APERTIF surveys will produce 2048x2048x16384 pixel data cubes covering 3 × 3 degrees over a bandwidth of 300 MHz every day. HI surveys will detect hundreds of well resolved sources, thousands of sources with a limited number of resolution elements and tens of thousands of objects which are at best marginally resolved. The second class of sources contains a wealth of morphological and kinematic information but extracting it quantitatively is difficult due the complexity of the data. Our aim is to develop a fully interactive visualization tool with quantitative and comparative capabilities which will enable flexible and fast interaction with the data. Full 3D visualization, coupled to modeling, provides additional capabilities helping the discovery of subtle structures in the 3D domain.

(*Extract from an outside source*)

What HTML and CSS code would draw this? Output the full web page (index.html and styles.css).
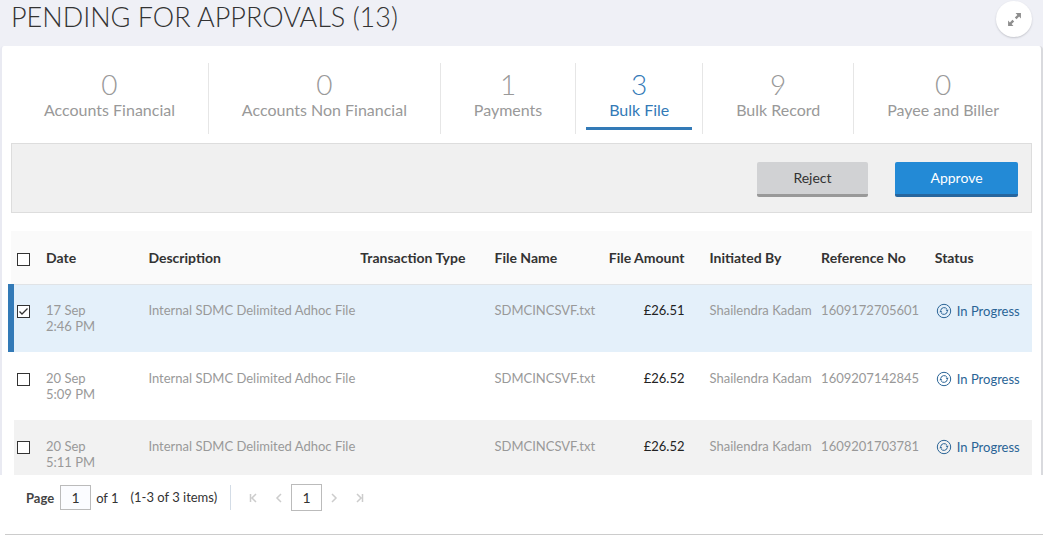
FILE: index.html
```
<!DOCTYPE html>
<html lang="en">
<head>
<meta charset="utf-8">
<title>Pending for Approvals</title>
<link rel="stylesheet" href="styles.css">
</head>
<body>
<svg class="sprite" aria-hidden="true">
  <symbol id="progress" viewBox="0 0 16 16">
    <g fill="none" stroke="currentColor" stroke-width="1">
      <circle cx="8" cy="8" r="6.7"/>
      <path d="M4.7 7.5a3.4 3.4 0 0 1 6.3-1.2M11.3 8.5A3.4 3.4 0 0 1 5 9.700"/>
    </g>
    <path fill="currentColor" d="M9.600 6.800h3L11.300 8.800zM3.400 9.200h3L4.700 7.200z"/>
  </symbol>
</svg>
<main class="page">
  <header class="page-head">
    <h1 class="title">PENDING FOR APPROVALS (13)</h1>
    <button class="expand" type="button" aria-label="Expand">
      <svg viewBox="0 0 14 14" width="15" height="15"><path fill="#8e8e8e" d="M8 1h5v5l-1.700-1.700-2.400 2.400-1.600-1.600 2.400-2.400zM6 13H1V8l1.700 1.700 2.400-2.400 1.600 1.600-2.400 2.400z"/></svg>
    </button>
  </header>
  <section class="card">
    <nav class="tabs">
      <a class="tab" href="#"><span class="count">0</span><span class="label">Accounts Financial</span></a>
      <a class="tab" href="#"><span class="count">0</span><span class="label">Accounts Non Financial</span></a>
      <a class="tab" href="#"><span class="count">1</span><span class="label">Payments</span></a>
      <a class="tab active" href="#" aria-current="page"><span class="tab-body"><span class="count">3</span><span class="label">Bulk File</span></span></a>
      <a class="tab" href="#"><span class="count">9</span><span class="label">Bulk Record</span></a>
      <a class="tab" href="#"><span class="count">0</span><span class="label">Payee and Biller</span></a>
    </nav>
    <div class="actions">
      <button class="btn reject" type="button">Reject</button>
      <button class="btn approve" type="button">Approve</button>
    </div>
    <table class="grid">
      <colgroup><col class="c-check"><col class="c-date"><col class="c-desc"><col class="c-type"><col class="c-name"><col class="c-amount"><col class="c-by"><col class="c-ref"><col class="c-status"></colgroup>
      <thead>
        <tr><th class="check"><input type="checkbox" aria-label="Select all"></th><th>Date</th><th>Description</th><th>Transaction Type</th><th>File Name</th><th class="amount">File Amount</th><th>Initiated By</th><th>Reference No</th><th>Status</th></tr>
      </thead>
      <tbody>
        <tr class="selected"><td class="check"><input type="checkbox" checked aria-label="Select 1609172705601"></td><td>17 Sep<br>2:46 PM</td><td>Internal SDMC Delimited Adhoc File</td><td></td><td>SDMCINCSVF.txt</td><td class="amount">£26.51</td><td>Shailendra Kadam</td><td>1609172705601</td><td><a class="status" href="#"><svg class="icon"><use href="#progress"/></svg>In Progress</a></td></tr>
        <tr><td class="check"><input type="checkbox" aria-label="Select 1609207142845"></td><td>20 Sep<br>5:09 PM</td><td>Internal SDMC Delimited Adhoc File</td><td></td><td>SDMCINCSVF.txt</td><td class="amount">£26.52</td><td>Shailendra Kadam</td><td>1609207142845</td><td><a class="status" href="#"><svg class="icon"><use href="#progress"/></svg>In Progress</a></td></tr>
        <tr class="last"><td class="check"><input type="checkbox" aria-label="Select 1609201703781"></td><td>20 Sep<br>5:11 PM</td><td>Internal SDMC Delimited Adhoc File</td><td></td><td>SDMCINCSVF.txt</td><td class="amount">£26.52</td><td>Shailendra Kadam</td><td>1609201703781</td><td><a class="status" href="#"><svg class="icon"><use href="#progress"/></svg>In Progress</a></td></tr>
      </tbody>
    </table>
  </section>
  <footer class="pager">
    <label class="page-label" for="page">Page</label>
    <input class="page-input" id="page" type="text" value="1">
    <span class="of">of 1</span>
    <span class="range">(1-3 of 3 items)</span>
    <div class="pages">
      <button class="nav" type="button" aria-label="First page"><svg viewBox="0 0 8 10" width="8" height="10"><path d="M1.500 1v8M7 1 3 5l4 4"/></svg></button>
      <button class="nav" type="button" aria-label="Previous page"><svg viewBox="0 0 8 10" width="8" height="10"><path d="M6 1 2 5l4 4"/></svg></button>
      <button class="current" type="button">1</button>
      <button class="nav" type="button" aria-label="Next page"><svg viewBox="0 0 8 10" width="8" height="10"><path d="m2 1 4 4-4 4"/></svg></button>
      <button class="nav" type="button" aria-label="Last page"><svg viewBox="0 0 8 10" width="8" height="10"><path d="M6.500 1v8M1 1l4 4-4 4"/></svg></button>
    </div>
  </footer>
</main>
</body>
</html>
```
FILE: styles.css
```
* { box-sizing: border-box; }
body { margin: 0; background: #fff; color: #333; font-family: Lato, sans-serif; font-size: 14px; }
button, input { font: inherit; color: inherit; }
.sprite { display: none; }
.page-head { display: flex; justify-content: space-between; height: 46px; padding: 1px 11px 0 11px; background: #eff0f6; }
.title { margin: 0; font-size: 27px; line-height: 32px; font-weight: 300; color: #333; }
.expand { display: flex; align-items: center; justify-content: center; width: 36px; height: 36px; padding: 0; border: 0; border-radius: 50%; background: #fff; box-shadow: 0 1px 2px #c4c5cc; }
.card { padding: 17px 9px 0 6px; border-left: 2px solid #e9eaf2; border-right: 2px solid #d9dade; border-radius: 4px 4px 0 0; background: #fff; }
.page { background: linear-gradient(#eff0f6 60px, #fff 60px); }
.tabs { display: flex; margin-left: 3px; }
.tab { flex: 1 1 auto; display: flex; flex-direction: column; align-items: center; height: 71px; padding: 5px 10px 0; border-right: 1px solid #e6e6e6; color: #999; text-decoration: none; white-space: nowrap; }
.tab:last-child { border-right: 0; }
.tab-body { display: flex; flex-direction: column; align-items: center; align-self: stretch; height: 62px; border-bottom: 3px solid #337ab7; }
.active { color: #337ab7; }
.count { font-size: 28px; line-height: 32px; font-weight: 300; }
.label { font-size: 16px; line-height: 20px; padding: 0 22px; }
.actions { display: flex; justify-content: flex-end; gap: 27px; margin: 9px 0 18px 3px; padding: 18px 13px 15px; border: 1px solid #ddd; background: #f0f0f0; }
.btn { height: 35px; padding: 0; border: 0; border-bottom: 3px solid; border-radius: 2px; line-height: 32px; }
.reject { width: 111px; background: #d1d2d4; border-color: #999; }
.approve { width: 123px; background: #238ad6; border-color: #27669e; color: #fff; }
.grid { width: 100%; table-layout: fixed; border-collapse: separate; border-spacing: 0; }
.c-check { width: 38px; }
.c-date { width: 10%; }
.c-desc { width: 20.700%; }
.c-type { width: 13.100%; }
.c-name { width: 10.800%; }
.c-amount { width: 10.200%; }
.c-by { width: 10.900%; }
.c-ref { width: 11.100%; }
th, td { padding: 0; text-align: left; vertical-align: top; white-space: nowrap; background-clip: padding-box; }
th { height: 53px; padding-top: 18px; background-color: #fafafa; font-weight: 700; line-height: 18px; }
td { height: 68px; padding-top: 18px; font-size: 13px; line-height: 16px; color: #999; }
th.check { padding-left: 6px; border-left: 3px solid transparent; }
td.check { border-left: 6px solid transparent; padding-left: 3px; }
.check input { display: block; appearance: none; width: 13px; height: 13px; margin: 4px 0 0; border: 1px solid #333; background: #fff; }
td.check input { margin-top: 3px; }
.check input:checked { background: #fff url("data:image/svg+xml,%3Csvg xmlns='http://www.w3.org/2000/svg' viewBox='0 0 11 11'%3E%3Cpath d='M1.500 5.500 4 8l5.500-5.500' fill='none' stroke='%23333' stroke-width='1.300'/%3E%3C/svg%3E"); }
th.amount, td.amount { padding-right: 25px; text-align: right; }
td.amount { color: #222; }
.selected td { background-color: #e4f0fa; box-shadow: inset 0 1px #e0e3e6; }
.selected td.check { border-left-color: #337ab7; }
.last td { height: 55px; background-color: #f2f2f2; }
.status { display: flex; align-items: center; gap: 5px; padding-left: 1px; line-height: 18px; color: #2a6496; text-decoration: none; }
.icon { width: 16px; height: 16px; }
.pager { display: flex; align-items: center; height: 60px; margin-left: 5px; padding: 0 21px 14px; border-bottom: 1px solid #ccc; font-size: 13px; }
.page-label { font-weight: 700; color: #444; }
.page-input { width: 31px; height: 25px; margin: 0 5px 0 6px; padding: 0; border: 1px solid #bbb; background: #fbfcff; text-align: center; font-size: 14px; }
.range { margin-left: 12px; padding-right: 13px; border-right: 1px solid #d3dce6; line-height: 25px; }
.pages { display: flex; align-items: center; margin-left: 18px; }
.nav { display: flex; width: 8px; height: 10px; padding: 0; border: 0; background: none; }
.nav path { fill: none; stroke: #ccc; stroke-width: 1.500; }
.nav + .nav { margin-left: 18px; }
.current { width: 31px; height: 27px; margin: 0 8px; padding: 0; border: 1px solid #bbb; background: #fff; font-size: 14px; }
```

Interactive visualization and exploration of billion row catalogues: the era of Gaia

Maarten Breddels

The Gaia satellite that was launched in december in 2013 will determine the positions, velocities and astrophysical properties of a billion stars in the Milky Way. This will lead to a high dimensional and very large catalogue. To unravel the mysteries of our own Milky Way, we need a method not only to visualize this catalogue, but also aid in finding interesting subspaces that may be richer in information content. These ideas are implemented in the program 'vaex’ (Visualization And EXploration). Here we described some of its salient features: On a relatively modern desktop machine 1d and 2d histograms can be visualized in less that 1 sec for a billion rows. Updates are made in the background so that the program stays responsive, and feels fluent. Volume rendering to visualize 3d and selection in 3d are in progress. Basic 1d and 2d selections can be made by lasso, rectangular, x/y selections in combination with logical operator (and,or,xor,invert). A selection made in 1 window, is visible in all windows, a feature known as 'linked views'. This also allows selection of a single object which is shown in all views, and in tabular form, for the identification and inspection of e.g. outliers. To cope with the large dimensionality, we implemented ranking of subspaces. Showing the 2 and 3d subspaces sorted by the mutual information for all the data, or the selection made in the user interface, one can focus on the most important subspaces. Since no program can implement all algorithms, and because some algorithms are in different frameworks or languages, we have a method to share the data with other processes without copying the data, that uses SAMP in combination with memory mapping.

OraVC – the database objects version control tool for Oracle

Andrey Tsyganov

Many users of databases at some point in time are confronted with problems caused by the inevitable evolution of the databases schema. These might include changes of the source code or the schema objects. In such cases, most of the time it is not easy to use well-known source code version control tools like SVN, GIT or CVS because they rely on developer’s discipline and do not protect from the rogue client. Implementing source control at the database level solves this problem. In particular, OraVC is a tool that makes it possible to track changes of the schema objects directly in the Oracle database. This might bring a crucial reduction in effort for the big business application development environment with parallel Oracle packages/triggers or java objects development.